In the meantime, both the state of Jharkhand and Soren objected to the maintainability of the PILs and credentials of the petitioner. 

However, the objections were dismissed by the HC, prompting the state of Jharkhand to move the apex court against the order. The apex court has now held that proceedings before the HC were not maintainable in law. 

On Monday, Jharkhand CM Hemant Soren accused the Bharatiya Janata Party (BJP) of “forming a PIL gang” to bring down the JMM-led government in the state. “A peculiar situation has been prevailing in the state ever since the UPA government came to power in Jharkhand with the clear intention to deliver and ensure the development of the state,” said Soren. 

“Some forces became so active that they have formed a PIL gang to file litigations against our government with false allegations,” he added. 

‘Unclean hands’ of petitioner

Courts cannot become a forum to investigate misdeeds against constitutional authorities based on ‘mere allegations’, the apex court ruled, adding that PILs based on half-baked truths must not be entertained and that such proceedings amount to an abuse of process.

It referred to a 2010 decision, involving a Sikkim Krantikari Morcha politician, to hold that a writ court is not the appropriate forum to initiate such an investigation. In the above case, a writ had been filed alleging that the chief minister had misappropriated large sums of public funds.

Alluding to the PIL that urged the HC to initiate a CBI probe against Soren, the apex court held that it was not the forum to seek redressal of such nature and such reliefs cannot be granted.

The top court further acknowledged the need to investigate people who occupy high offices, while reiterating that such allegations must be prima-facie satisfactory.

In its order, the SC also noted, “the locus of the petitioner is questionable and the clear fact that he has not approached the Court with clean hands makes it a case which was liable to be dismissed at the very threshold.”
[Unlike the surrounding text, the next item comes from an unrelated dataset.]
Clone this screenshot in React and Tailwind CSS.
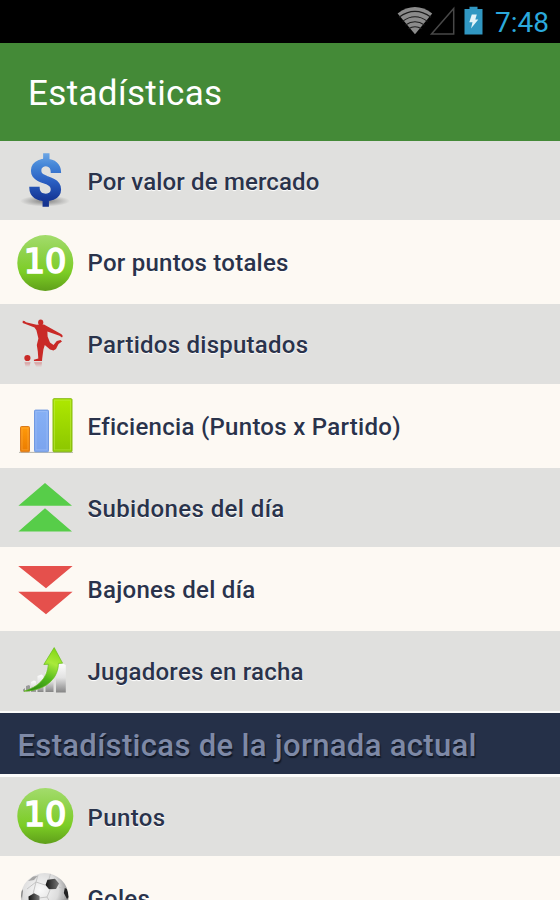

The unclean hands doctrine suggests that one who approaches the HC must do so with ‘clean hands’ or in good faith and that the court will not assist a person who has come to it with ‘unclean hands’.

In addition, the court said that other central agencies could not probe the mining licence issue since it was pending before the Election Commission of India (ECI). The commission submitted its opinion in this regard to the governor of Jharkhand in August this year.